SET TASK >> Your task is to copy every line of the entries that contains "styles".

DATASET ENTRIES >>

+++

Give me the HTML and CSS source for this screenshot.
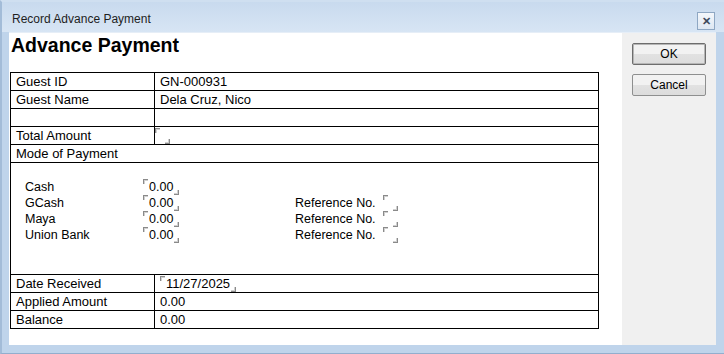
FILE: index.html
```html
<!DOCTYPE html>
<html lang="en">
<head>
    <meta charset="UTF-8">
    <title>Record Advance Payment</title>
    <link rel="stylesheet" href="styles.css">
</head>
<body>
    <div class="window">
        <!-- Title bar -->
        <div class="titlebar">
            <span class="title">Record Advance Payment</span>
            <span class="close">&#x2715;</span>
        </div>

        <div class="client">
            <!-- Report area -->
            <div class="sheet">
                <h1>Advance Payment</h1>
                <table class="grid">
                    <tr>
                        <td class="label">Guest ID</td>
                        <td>GN-000931</td>
                    </tr>
                    <tr>
                        <td class="label">Guest Name</td>
                        <td>Dela Cruz, Nico</td>
                    </tr>
                    <tr>
                        <td class="label"></td>
                        <td></td>
                    </tr>
                    <tr>
                        <td class="label">Total Amount</td>
                        <td class="tight"><span class="field empty"></span></td>
                    </tr>
                    <tr>
                        <td colspan="2">Mode of Payment</td>
                    </tr>
                    <tr>
                        <td colspan="2" class="modes">
                            <div class="mode-list">
                                <span>Cash</span>
                                <span><span class="field">0.00</span></span>
                                <span></span>
                                <span></span>

                                <span>GCash</span>
                                <span><span class="field">0.00</span></span>
                                <span>Reference No.</span>
                                <span><span class="field empty"></span></span>

                                <span>Maya</span>
                                <span><span class="field">0.00</span></span>
                                <span>Reference No.</span>
                                <span><span class="field empty"></span></span>

                                <span>Union Bank</span>
                                <span><span class="field">0.00</span></span>
                                <span>Reference No.</span>
                                <span><span class="field empty"></span></span>
                            </div>
                        </td>
                    </tr>
                    <tr>
                        <td class="label">Date Received</td>
                        <td><span class="field">11/27/2025</span></td>
                    </tr>
                    <tr>
                        <td class="label">Applied Amount</td>
                        <td>0.00</td>
                    </tr>
                    <tr>
                        <td class="label">Balance</td>
                        <td>0.00</td>
                    </tr>
                </table>
            </div>

            <!-- Buttons -->
            <div class="side">
                <button class="btn default">OK</button>
                <button class="btn">Cancel</button>
            </div>
        </div>
    </div>
</body>
</html>
```

FILE: styles.css
```css
body {
    margin: 0;
    font-family: "Liberation Sans", Arial, sans-serif;
    color: #000;
    background-color: #9fb8d4;
}
.window {
    width: 724px;
    height: 354px;
    box-sizing: border-box;
    background-color: #bfd4eb;
    border-left: 2px solid #a3bcd8;
    border-top: 2px solid #cfdff0;
    border-bottom: 1px solid #93aecd;
    display: flex;
    flex-direction: column;
}
.titlebar {
    height: 30px;
    display: flex;
    align-items: center;
    justify-content: space-between;
    padding: 0 9px 0 10px;
    background: linear-gradient(#c8daee, #d7e5f4);
}
.title {
    font-size: 12px;
    color: #1e1e1e;
    padding-top: 4px;
}
.close {
    width: 16px;
    height: 16px;
    border: 1px solid #8ea7c3;
    background: linear-gradient(#f4f7fb, #dde7f2);
    font-size: 11px;
    font-weight: bold;
    line-height: 16px;
    text-align: center;
    color: #3c4a5c;
    margin-top: 8px;
}
.client {
    display: flex;
    height: 312px;
    margin: 0 8px 0 7px;
    border-top: 1px solid #e6eef7;
}
.sheet {
    width: 613px;
    background-color: #fff;
}
h1 {
    margin: 0;
    padding: 1px 0 0 2px;
    font-size: 19.5px;
    line-height: 22px;
    font-weight: bold;
}
.grid {
    margin: 16px 0 0 1px;
    border-collapse: collapse;
    width: 589px;
    font-size: 13px;
}
.grid td {
    border: 1px solid #000;
    height: 17px;
    padding: 0 0 0 5px;
    line-height: 16px;
    vertical-align: middle;
}
.grid td.label {
    width: 138px;
}
.grid td.tight {
    padding-left: 0;
}
.grid td.modes {
    height: 95px;
    padding: 16px 0 0 14px;
    vertical-align: top;
    font-size: 12.5px;
}
.mode-list {
    display: grid;
    grid-template-columns: 118px 152px 88px auto;
    grid-auto-rows: 16px;
    align-items: center;
}
.field {
    display: inline-flex;
    align-items: center;
    vertical-align: top;
    gap: 1px;
    line-height: 14px;
    height: 16px;
}
.field::before,
.field::after {
    content: "";
    width: 4px;
    height: 4px;
    border-color: #8a8a8a;
    border-style: solid;
    border-width: 0;
}
.field::before {
    align-self: flex-start;
    border-top-width: 1px;
    border-left-width: 1px;
    box-shadow: inset 1px 1px 0 #d0d0d0;
}
.field::after {
    align-self: flex-end;
    border-bottom-width: 1px;
    border-right-width: 1px;
    box-shadow: inset -1px -1px 0 #d0d0d0;
}
.field.empty {
    gap: 5px;
}
.side {
    flex: 1;
    background-color: #f0f0f0;
    display: flex;
    flex-direction: column;
    padding: 10px 0 0 10px;
    gap: 9px;
}
.btn {
    width: 74px;
    height: 22px;
    font-family: "Liberation Sans", Arial, sans-serif;
    font-size: 12px;
    color: #000;
    border: 1px solid #8e8f8f;
    border-radius: 2px;
    background: linear-gradient(#f2f2f2 50%, #e2e2e2 50%, #dcdcdc);
    padding: 0;
}
.btn.default {
    border-color: #6d6d6d;
    box-shadow: inset 0 0 0 1px #b6b6b6;
}
```
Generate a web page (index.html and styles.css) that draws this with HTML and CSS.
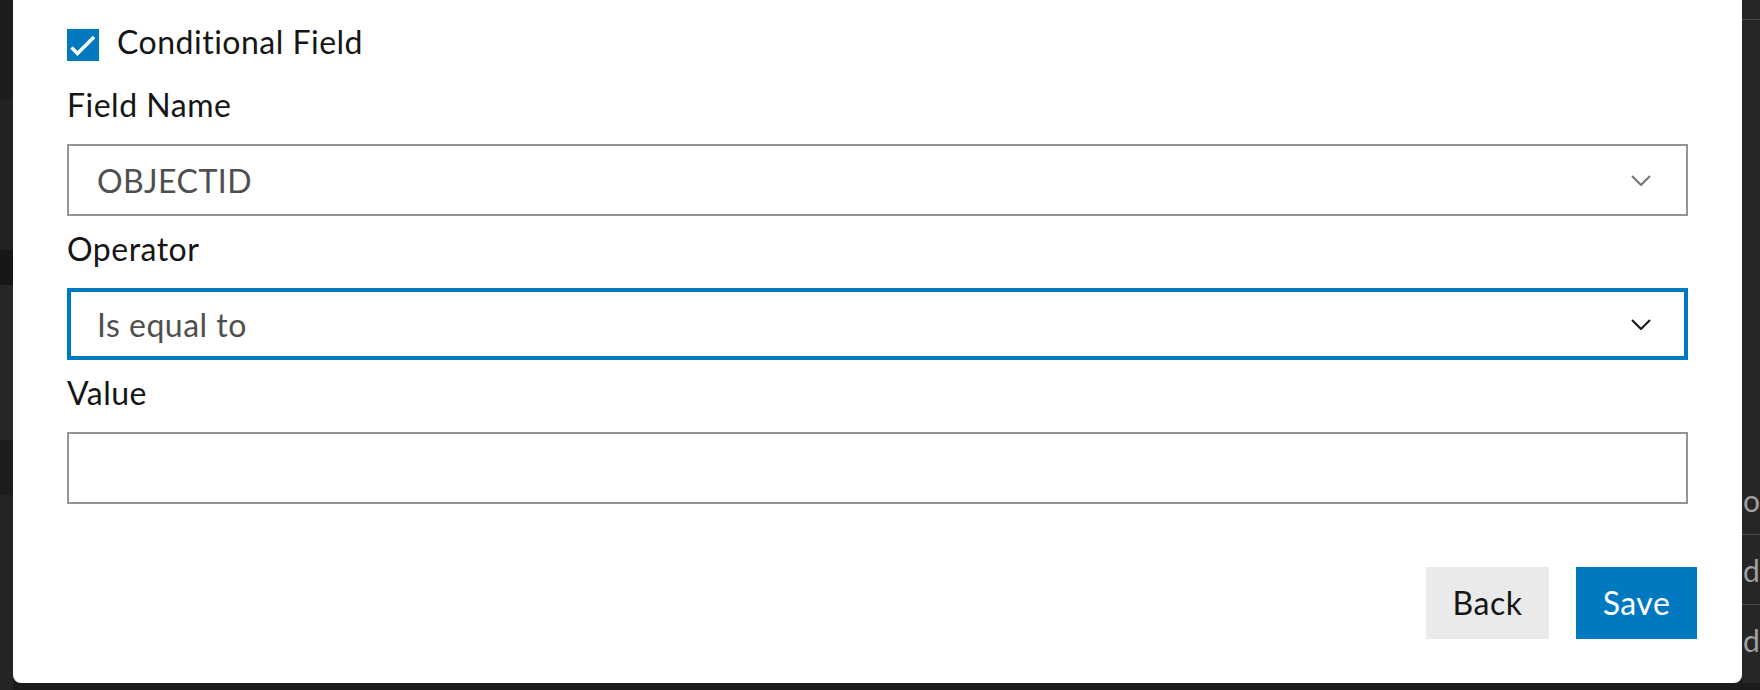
FILE: index.html
```html
<!DOCTYPE html>
<html lang="en">
<head>
<meta charset="utf-8">
<title>Conditional Field</title>
<link rel="stylesheet" href="styles.css">
</head>
<body>
<div class="screen">
  <div class="bg-left">
    <div class="band band-a"></div>
    <div class="band band-b"></div>
    <div class="band band-c"></div>
    <div class="band band-d"></div>
    <div class="band band-e"></div>
    <div class="band band-f"></div>
  </div>

  <div class="dialog">
    <div class="dialog-body">
      <label class="check-row">
        <span class="checkbox">
          <svg width="32" height="32" viewBox="0 0 32 32" aria-hidden="true">
            <rect width="32" height="32" fill="#0079c1"/>
            <polyline points="4.5,18.5 10.5,24.5 27,8" fill="none" stroke="#ffffff" stroke-width="3.6"/>
          </svg>
        </span>
        <span class="check-label">Conditional Field</span>
      </label>

      <div class="field">
        <div class="field-label">Field Name</div>
        <div class="select">
          <span class="select-value">OBJECTID</span>
          <svg class="chevron" width="20" height="11" viewBox="0 0 20 11" aria-hidden="true">
            <polyline points="1,1 10,10 19,1" fill="none" stroke="#727272" stroke-width="2"/>
          </svg>
        </div>
      </div>

      <div class="field">
        <div class="field-label">Operator</div>
        <div class="select select-focus">
          <span class="select-value">Is equal to</span>
          <svg class="chevron" width="20" height="11" viewBox="0 0 20 11" aria-hidden="true">
            <polyline points="1,1 10,10 19,1" fill="none" stroke="#151515" stroke-width="2"/>
          </svg>
        </div>
      </div>

      <div class="field">
        <div class="field-label">Value</div>
        <div class="input"></div>
      </div>
    </div>

    <div class="dialog-footer">
      <div class="btn btn-secondary" role="button">Back</div>
      <div class="btn btn-primary" role="button">Save</div>
    </div>
  </div>

  <div class="bg-right">
    <div class="bg-rule"></div>
    <div class="bg-row bg-row-first">o</div>
    <div class="bg-row">d</div>
    <div class="bg-row bg-row-last">d S</div>
  </div>
</div>
</body>
</html>
```

FILE: styles.css
```css
* {
  box-sizing: border-box;
}

html,
body {
  margin: 0;
  padding: 0;
  width: 1760px;
  height: 690px;
  overflow: hidden;
  background: #1b1b1b;
  font-family: "Lato", "Open Sans", "Noto Sans", sans-serif;
  font-weight: 400;
  letter-spacing: 0.5px;
}

.screen {
  display: flex;
  align-items: flex-start;
  width: 1760px;
  height: 690px;
}

/* ---------- dark backdrop, left ---------- */
.bg-left {
  flex: none;
  width: 13px;
  height: 690px;
  display: flex;
  flex-direction: column;
}

.band { flex: none; }
.band-a { height: 100px; background: #1d1d1d; }
.band-b { height: 150px; background: #222222; }
.band-c { height: 35px; background: #171717; }
.band-d { height: 155px; background: #262626; }
.band-e { height: 55px; background: #1c1c1c; }
.band-f { flex: 1; background: #242424; }

/* ---------- dialog ---------- */
.dialog {
  flex: none;
  width: 1729px;
  height: 683px;
  background: #ffffff;
  border-radius: 0 0 8px 8px;
  display: flex;
  flex-direction: column;
  color: #151515;
}

.dialog-body {
  padding: 22px 54px 0 54px;
}

.check-row {
  display: flex;
  align-items: flex-start;
  gap: 18px;
  height: 40px;
  margin-bottom: 19px;
}

.checkbox {
  flex: none;
  width: 32px;
  height: 32px;
  margin-top: 7px;
  display: block;
}

.checkbox svg {
  display: block;
}

.check-label {
  font-size: 32px;
  line-height: 40px;
  color: #151515;
}

.field {
  margin-bottom: 9px;
}

.field-label {
  font-size: 32px;
  line-height: 48px;
  margin-bottom: 15px;
  color: #151515;
}

.select,
.input {
  height: 72px;
  border: 2px solid #959595;
  background: #ffffff;
  display: flex;
  align-items: center;
  padding-left: 28px;
}

.select-focus {
  border: 4px solid #0079c1;
  padding-left: 26px;
}

.select-value {
  flex: 1;
  font-size: 32px;
  color: #4f4f4f;
}

.chevron {
  flex: none;
  display: block;
  margin-right: 35px;
}

.select-focus .chevron {
  margin-right: 33px;
}

/* ---------- footer ---------- */
.dialog-footer {
  display: flex;
  justify-content: flex-end;
  gap: 27px;
  padding: 54px 45px 44px 0;
  margin-top: auto;
}

.btn {
  flex: none;
  height: 72px;
  display: flex;
  align-items: center;
  justify-content: center;
  white-space: nowrap;
  font-size: 32px;
  line-height: 40px;
  cursor: pointer;
}

.btn-secondary {
  width: 123px;
  background: #eaeaea;
  color: #151515;
}

.btn-primary {
  width: 121px;
  background: #0079c1;
  color: #ffffff;
}

/* ---------- dark backdrop, right ---------- */
.bg-right {
  flex: none;
  width: 18px;
  height: 683px;
  background: #262626;
  overflow: hidden;
  padding-top: 19px;
  display: flex;
  flex-direction: column;
}

.bg-rule {
  height: 1px;
  background: #4a4a4a;
  flex: none;
}

.bg-row {
  flex: none;
  height: 70px;
  border-bottom: 1px solid #4a4a4a;
  display: flex;
  align-items: center;
  font-size: 30px;
  letter-spacing: 0;
  color: #a0a0a0;
  white-space: nowrap;
  padding-left: 1px;
}

.bg-row-first {
  margin-top: 445px;
}

.bg-row-last {
  border-bottom: none;
}
```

+++

EXERCISE RESULT >>
    <link rel="stylesheet" href="styles.css">
FILE: styles.css
Generate a web page (index.html and styles.css) that draws this with HTML and CSS.
<link rel="stylesheet" href="styles.css">
FILE: styles.css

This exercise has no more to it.